OPEC's ability to control oil price through production output, especially in the case of reduction, is a very long term proposition involving years due to the baked in debt levels these countries no have. Going up, everything's rosy, coming down all the debt shows and a massive scouring of the earth takes place for an alternative that produces the same ROI. In short, there is none. Pumping oil out of the ground and charging $105/bbl was a really really nice deal while it worked. The problem is that the market dynamics and economics have changed massively.

The US is till teetering on recession although employment is looking a little better. Disposable income is still non existent and will remain so as long as Obamacare is in effect which has a drastic effect on demand. Taxes levied on gasoline when the price was down suddenly have a massive effect as the price goes back up towards $3 per gallon and politicians are clueless to the cause and effect.

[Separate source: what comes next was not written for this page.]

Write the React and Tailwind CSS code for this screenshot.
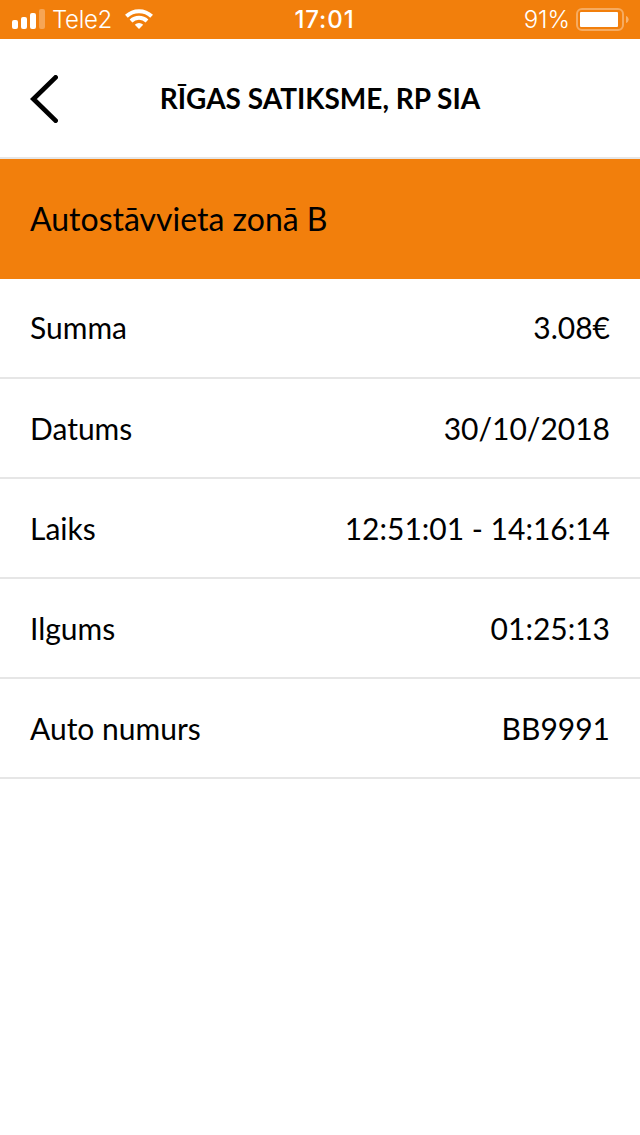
const DETAILS = [
  { label: 'Summa', value: '3.08€' },
  { label: 'Datums', value: '30/10/2018' },
  { label: 'Laiks', value: '12:51:01 - 14:16:14' },
  { label: 'Ilgums', value: '01:25:13' },
  { label: 'Auto numurs', value: 'BB9991' },
];

export default function App() {
  return (
    <div className="flex min-h-screen flex-col bg-white font-['Lato',sans-serif] text-black">
      <StatusBar />

      <header className="flex h-[120px] items-center border-b-2 border-[#e6e6e6] px-[30px]">
        <button className="w-[50px] pt-0.5" aria-label="Back">
          <svg width="28" height="48" viewBox="0 0 28 48" fill="none" stroke="black" strokeWidth="4.8" strokeLinecap="round">
            <path d="M25.6 2.4 3.4 24l22.2 21.6" />
          </svg>
        </button>
        <h1 className="flex-1 text-center text-[28px] font-bold">RĪGAS SATIKSME, RP SIA</h1>
        <div className="w-[50px]" />
      </header>

      <h2 className="flex h-[120px] items-center bg-[#f27f0c] px-[30px] text-[32px]">
        Autostāvvieta zonā B
      </h2>

      <dl className="text-[30px]">
        {DETAILS.map(d => (
          <DetailRow key={d.label} label={d.label} value={d.value} />
        ))}
      </dl>
    </div>
  );
}

function DetailRow({ label, value }) {
  return (
    <div className="flex h-[100px] items-center justify-between border-b-2 border-[#e6e6e6] px-[30px] pt-px first:pt-0 first:pb-px">
      <dt>{label}</dt>
      <dd>{value}</dd>
    </div>
  );
}

function StatusBar() {
  return (
    <div className="grid h-[39px] grid-cols-3 items-center bg-[#f27f0c] pr-[11px] pl-3 font-['Inter',sans-serif] text-[24px] text-white">
      {/* Signal, carrier, wifi */}
      <div className="flex items-center">
        <svg className="mb-px" width="33" height="20" viewBox="0 0 33 20" fill="white">
          <rect x="0" y="11" width="6" height="9" rx="2" />
          <rect x="9" y="8" width="6" height="12" rx="2" />
          <rect x="18" y="4" width="6" height="16" rx="2" />
          <rect x="27" y="0" width="6" height="20" rx="2" opacity="0.3" />
        </svg>
        <span className="ml-[7px] w-[61px] pt-px font-light tracking-[-0.3px]">Tele2</span>
        <svg className="mb-px ml-3" width="28" height="20" viewBox="0 0 28 20" fill="none" stroke="white" strokeWidth="4">
          <path d="M1.4 7.2a18.3 18.3 0 0 1 25.2 0M6 12a11.6 11.6 0 0 1 16 0" />
          <path d="m14 20-4.2-4.3a6 6 0 0 1 8.4 0z" fill="white" stroke="none" />
        </svg>
      </div>

      <div className="pt-px pl-2 text-center font-medium tracking-[0.9px]">17:01</div>

      {/* Battery */}
      <div className="flex items-center justify-end gap-1.5">
        <span className="pt-px font-light">91%</span>
        <svg width="53" height="23" viewBox="0 0 53 23" fill="white">
          <rect x="1" y="1" width="46" height="21" rx="5" fill="none" stroke="white" strokeWidth="2" opacity="0.35" />
          <rect x="4" y="4" width="38" height="15" rx="1" />
          <path d="M50 8c3.5 1 3.5 6 0 7z" opacity="0.4" />
        </svg>
      </div>
    </div>
  );
}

Not to mention the US produces more for it's own consumption and no longer has to depend on the "camel cabal" for oil and that is just not likely to change in the near future thus denying OPEC a major input into the dynamics of the US economy. What they have left is nothing more than to propagandize about it and the effect is seen in the attempted ARAMCO deal. Why would you ever sell 5% of a highly profitable endeavor if the road ahead was so damn rosy.

Back to the desert with your camels and your inbred centuries old wars for the sake of violence. Good riddance.

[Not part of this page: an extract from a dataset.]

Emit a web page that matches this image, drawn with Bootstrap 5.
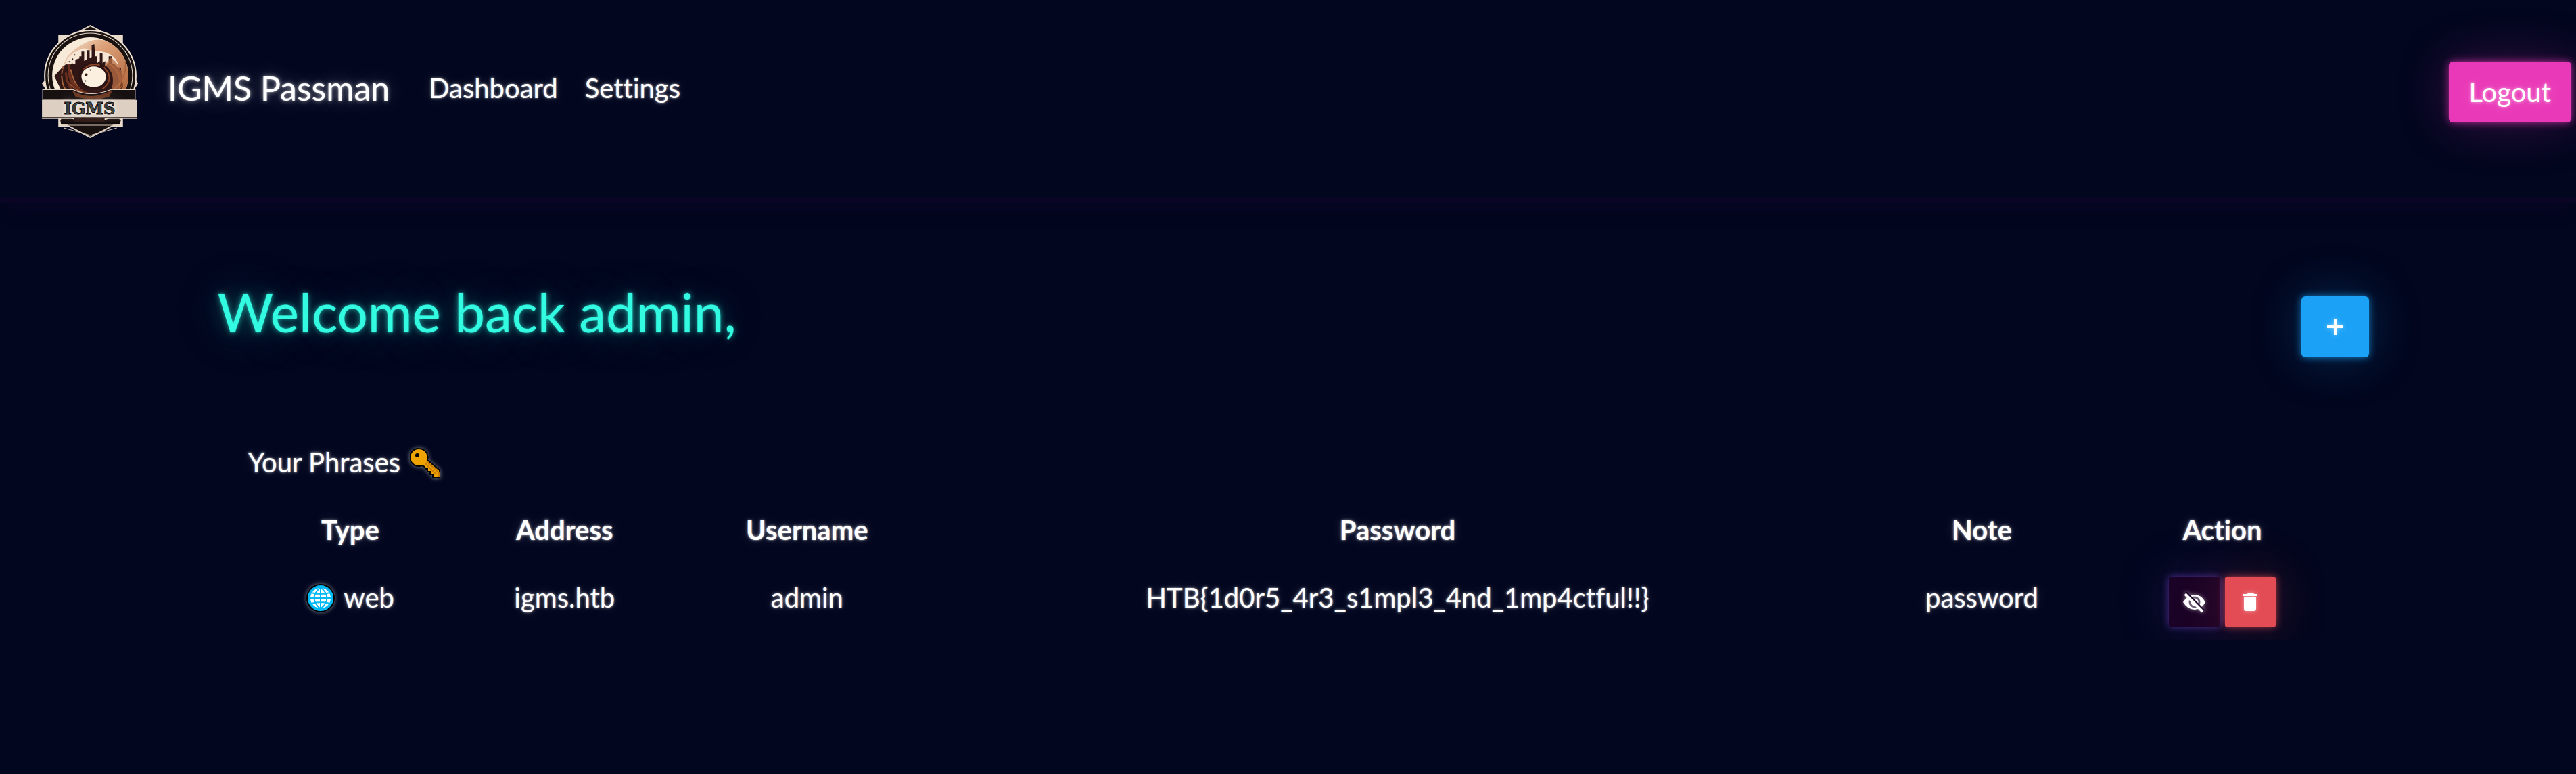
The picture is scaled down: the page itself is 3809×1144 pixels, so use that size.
<!DOCTYPE html>
<html lang="en">
<head>
<meta charset="utf-8">
<meta name="viewport" content="width=device-width, initial-scale=1">
<title>IGMS Passman</title>
<link href="https://cdn.jsdelivr.net/npm/bootstrap@5.3.0/dist/css/bootstrap.min.css" rel="stylesheet">
<style>
  body { background: #02061e; color: #fff; font-family: Lato, "Open Sans", sans-serif; font-size: 40px; line-height: 60px; font-variant-ligatures: none; }
  .soft-glow { text-shadow: 0 0 2px rgba(255,255,255,.5), 0 0 5px rgba(255,255,255,.5), 0 0 20px rgba(255,255,255,.16); }
  .topbar { padding: 36px 7px 69px 62px; border-bottom: 6px solid #0c0424; box-shadow: 0 0 50px rgba(160,0,140,.07); }
  .brand-link { gap: 44px; color: #fff; font-size: 50px; line-height: 70px; text-decoration: none; text-shadow: 0 0 2px rgba(255,255,255,.6), 0 0 7px rgba(255,255,255,.6), 0 0 30px rgba(255,255,255,.3), 0 0 70px rgba(255,255,255,.2); }
  .brand-logo { width: 142px; height: 168px; margin-bottom: 20px; }
  .menu-links { margin-left: 58px; gap: 40px; }
  .menu-links .nav-link { color: #fff; padding: 0; }
  .glow-btn { border: 0; border-radius: 6px; color: #fff; font-size: 40px; line-height: 60px; padding: 15px 30px; --glow: #ea39b8;
    background: var(--glow); box-shadow: 0 0 12px color-mix(in srgb, var(--glow) 75%, transparent), 0 0 75px color-mix(in srgb, var(--glow) 25%, transparent); text-shadow: 0 0 5px rgba(255,255,255,.6), 0 0 25px rgba(255,255,255,.2); }
  .glow-btn:hover { color: #fff; background: var(--glow); }
  .glow-btn svg { display: block; overflow: visible; filter: drop-shadow(0 0 3px rgba(255,255,255,.5)); }
  .logout-btn { margin-top: 12px; }
  .add-btn { --glow: #1ba2f6; margin-top: 26px; padding: 15px 30px; }
  .add-btn svg { width: 40px; height: 60px; }
  .tool-btn { border-radius: 2px; padding: 16px 17px; }
  .tool-btn svg { width: 41px; height: 41px; }
  .hide-btn, .hide-btn:hover { --glow: #6f42c1; background: #1a0326; }
  .trash-btn { --glow: #e44c55; }
  .page { max-width: 3196px; padding: 113px 0 0 15px; }
  .welcome { color: #32fbe2; font-size: 80px; line-height: 96px; font-weight: 400; text-shadow: 0 0 2px rgba(50,251,226,.6), 0 0 8px rgba(50,251,226,.6), 0 0 30px rgba(50,251,226,.3), 0 0 80px rgba(50,251,226,.25); }
  .vault { margin-top: 105px; padding: 0 45px; }
  .phrases { --bs-table-bg: transparent; --bs-table-color: #fff; color: #fff; table-layout: fixed; text-align: center; }
  .phrases caption { color: #fff; padding: 20px 0; }
  .phrases th, .phrases td { border: 0; padding: 20px; vertical-align: top; white-space: nowrap; }
  .w-type { width: 9.8%; } .w-addr { width: 10.7%; } .w-user { width: 12.5%; } .w-pass { width: 44%; } .w-note { width: 11.9%; } .w-act { width: 11.1%; }
  .emoji { filter: drop-shadow(0 0 3px rgba(255,255,255,.5)); }
  .emoji-key { width: 45px; height: 45px; vertical-align: -9px; margin-left: 4px; }
  .emoji-web { width: 42px; height: 42px; vertical-align: -7px; margin-right: 4px; }
  .seal-name { font: 700 24px "DejaVu Serif", serif; }
</style>
</head>
<body>
<header class="topbar d-flex align-items-center">
  <a class="brand-link d-flex align-items-center" href="#">
    <svg class="brand-logo" viewBox="22 16 141 167" aria-hidden="true">
      <defs>
        <linearGradient id="copper" x1="0" y1="0" x2="1" y2="1"><stop offset="0" stop-color="#f4e8d9"/><stop offset=".35" stop-color="#dda27a"/><stop offset="1" stop-color="#a95d31"/></linearGradient>
        <linearGradient id="foot" x1="0" y1="0" x2="0" y2="1"><stop offset="0" stop-color="#1e1110"/><stop offset="1" stop-color="#080405"/></linearGradient>
        <clipPath id="disc"><circle cx="93" cy="91" r="56"/></clipPath>
      </defs>
      <path d="M46 31h95v135H46z" fill="#e9dac9"/>
      <path d="M49 41 93 18l44 23v118l-44 23-44-23z" fill="#17100f" stroke="#ded0c2" stroke-width="2"/>
      <path d="m22 103 5-6 133 0 3 6-5 8H27z" fill="#e9dac9"/>
      <circle cx="93" cy="92" r="67" fill="#181110" stroke="#eee1d2" stroke-width="2"/>
      <circle cx="93" cy="91" r="62" fill="none" stroke="#eee1d2" stroke-width="1"/>
      <circle cx="93" cy="91" r="56" fill="#f8ead9"/>
      <g clip-path="url(#disc)">
        <path d="M82 45q28-16 54 7 20 24 12 60l-40 16-48-8q-14-37 0-58 12-12 22-17" fill="url(#copper)"/>
        <path d="M60 65q13-12 25-14l7 3 18 2q22 4 25 23l-20 3-55 2-8-4q5-7 8-15" fill="#f7e6d3"/>
        <path d="M53 78l5-4 4 3 4-4 5 2v-7l6-2v-3h3V56h4v14l4-3V54h4v12l3-2V46l4-1 1 18h3V73l4-3v-12l4 1v14l4-3v8l5-5v-10h5v10l4 2 4 4 5 1 3 27-9 23-25 10-48-10-19-38z" fill="#301716"/>
        <path d="M53 78q-9 34 24 52m-13-48q7 34 37 44m44-59q2 29-17 44m-7-37q23 18 13 39m-77-16q24 30 64 25" fill="none" stroke="#aa623b" stroke-width="2"/>
        <path d="M57 87q3 40 53 40m-48-51q-3 18 9 34m57-32q23 26-4 44m-62-48q-3 36 35 46" fill="none" stroke="#6c301e" stroke-width="3"/>
        <path d="M123 64q24 20 16 44-12 28-49 23 33-3 36-28 2-18-12-27" fill="#b97045" opacity=".75"/>
        <path d="M66 118q16 13 42 10 26-3 31-28v38H66z" fill="#71371f"/>
        <path d="M57 110q22 20 53 14 20-5 31-19M59 116q27 21 66 6" fill="none" stroke="#c97945" stroke-width="1"/>
      </g>
      <ellipse cx="97" cy="92" rx="22" ry="20" fill="#2b1313"/>
      <ellipse cx="98" cy="93" rx="18" ry="15" fill="#fbefdf"/>
      <path d="M113 79q17 17-2 32m-28-29q10-10 24-6" fill="none" stroke="#8b4326" stroke-width="2"/>
      <g fill="#321817"><circle cx="70" cy="61" r="1"/><circle cx="62" cy="71" r="1"/><circle cx="52" cy="90" r="2"/><circle cx="58" cy="78" r="1"/><circle cx="87" cy="90" r="2"/><circle cx="86" cy="99" r="1"/><circle cx="93" cy="83" r="1"/><circle cx="52" cy="82" r="1"/><circle cx="67" cy="67" r="1"/></g>
      <path d="M23 112h45q25 12 55 0h36v15H23z" fill="#171010" stroke="#e5d5c5"/>
      <path d="M66 113q28 17 60-1l-5 10q-23 8-50 0z" fill="#6b361f"/>
      <path d="M22 127h140v28H22z" fill="#ddcfc1"/>
      <path d="M22 126h140M22 153h140" stroke="#1b1211"/>
      <path d="M49 157h89l-2 6H50z" fill="url(#foot)"/>
      <path d="M69 154h45v6H69z" fill="#2b1611"/>
      <path d="M50 164h86M54 168l39 11 39-11" fill="none" stroke="#d8c4b4"/>
      <text class="seal-name" x="92" y="148" text-anchor="middle" stroke="#050505" stroke-width="1">IGMS</text>
    </svg>
    <span>IGMS Passman</span>
  </a>
  <nav class="menu-links nav soft-glow">
    <a class="nav-link" href="#">Dashboard</a>
    <a class="nav-link" href="#">Settings</a>
  </nav>
  <button type="button" class="btn glow-btn logout-btn ms-auto">Logout</button>
</header>

<main class="page mx-auto">
  <div class="d-flex justify-content-between align-items-start">
    <h1 class="welcome m-0">Welcome back admin,</h1>
    <button type="button" class="btn glow-btn add-btn" aria-label="Add phrase">
      <svg viewBox="0 0 40 60" fill="#fff"><path d="M18 18h4v10h10v4H22v10h-4V32H8v-4h10z"/></svg>
    </button>
  </div>
  <section class="vault soft-glow">
    <table class="table caption-top phrases m-0">
      <caption>Your Phrases
        <svg class="emoji emoji-key" viewBox="0 0 45 45" role="img" aria-label="key"><path d="M14 1a13 13 0 1 0 4 25l4 2 1 3h3v4h4v4h4v5h10V33L26 18A13 13 0 0 0 14 1z" fill="#eea300" stroke="#000" stroke-width="2"/><path d="m23 23 16 16M25 20l18 17v6" fill="none" stroke="#c97b00" stroke-width="2"/><circle cx="11" cy="11" r="3" fill="#000"/></svg>
      </caption>
      <colgroup><col class="w-type"><col class="w-addr"><col class="w-user"><col class="w-pass"><col class="w-note"><col class="w-act"></colgroup>
      <thead><tr><th scope="col">Type</th><th scope="col">Address</th><th scope="col">Username</th><th scope="col">Password</th><th scope="col">Note</th><th scope="col">Action</th></tr></thead>
      <tbody><tr>
        <td><svg class="emoji emoji-web" viewBox="0 0 42 42" role="img" aria-label="web page"><circle cx="21" cy="21" r="20" fill="#00b9f5" stroke="#000" stroke-width="2"/><circle cx="21" cy="21" r="15" fill="#fff"/><path d="M21 4v34M4 21h34M7 13q14 4 28 0M7 29q14-4 28 0M21 5q-19 16 0 32M21 5q19 16 0 32" fill="none" stroke="#00b9f5" stroke-width="2"/></svg> web</td>
        <td>igms.htb</td><td>admin</td><td>HTB{1d0r5_4r3_s1mpl3_4nd_1mp4ctful!!}</td><td>password</td>
        <td><div class="d-flex justify-content-center gap-2">
          <button type="button" class="btn glow-btn tool-btn hide-btn" aria-label="Hide password"><svg viewBox="0 0 41 41"><path d="M4 21q7-11 17-11t16 11q-6 11-16 11T4 21z" fill="#fff"/><circle cx="21" cy="21" r="7" fill="none" stroke="#6c6078" stroke-width="3"/><path d="m8 7 27 27" stroke="#1a0326" stroke-width="4"/><path d="m7 9 26 26" stroke="#fff" stroke-width="4"/></svg></button>
          <button type="button" class="btn glow-btn tool-btn trash-btn" aria-label="Delete"><svg viewBox="0 0 41 41" fill="#fff"><path d="M10 9h6l1-2h8l1 2h5v3H10zM11 14h18v17q0 3-3 3H14q-3 0-3-3z"/></svg></button>
        </div></td>
      </tr></tbody>
    </table>
  </section>
</main>
<script src="https://cdn.jsdelivr.net/npm/bootstrap@5.3.0/dist/js/bootstrap.bundle.min.js"></script>
</body>
</html>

Smerf Tue, 04/17/2018 - 08:32 Permalink

If only global demand and supply of oil could be boiled down to the price of a barrel of crude equivalent and all participants had access to these pricing windows.  Rather, it is a fragmented picture, a mosaic of consumers, producers, refiners, distributors, government, full of corruption, crime and violence.  Chaos. 

The good stuff - oil that comes out of the ground on it's own, close to a port and refiner; the light sweet crude that jets like - that stuff belongs to the Cabal within the UK/USA, wherever that oil finds itself in the world.  These deposits are National Security Interests.

Any nation or people in opposition to this are enemies and deserve all manner of violence applied to them.  

Ink Pusher Tue, 04/17/2018 - 10:36 Permalink

None of the sources contained within this article are reliable or trustworthy.

Neither is the plethora of speculative bullshit they have collectively published.

*Bahrain just found another 80 Billion Barrels and has 14 Trillion Cubic Feet of Gas Reserves. 

Interesting that the above doesn't even get a mention considering the news is only a week old eh??


Sapere aude Tue, 04/17/2018 - 15:43 Permalink

Except Bahrain didn't find another 80 billion barrels. It didn't find 1million barrels, it is a PROSPECTIVE resource, so it could contain nowt!

These silly stories that are designed to create the impression of an oil glut are so ridiculous.

Look, for a start U.S. shale is a giant Ponzi scheme, where not one of them made profits at $80 let alone $50!

The Bahrain prospect is even worse. Not only is it shale, but its offshore shale!!!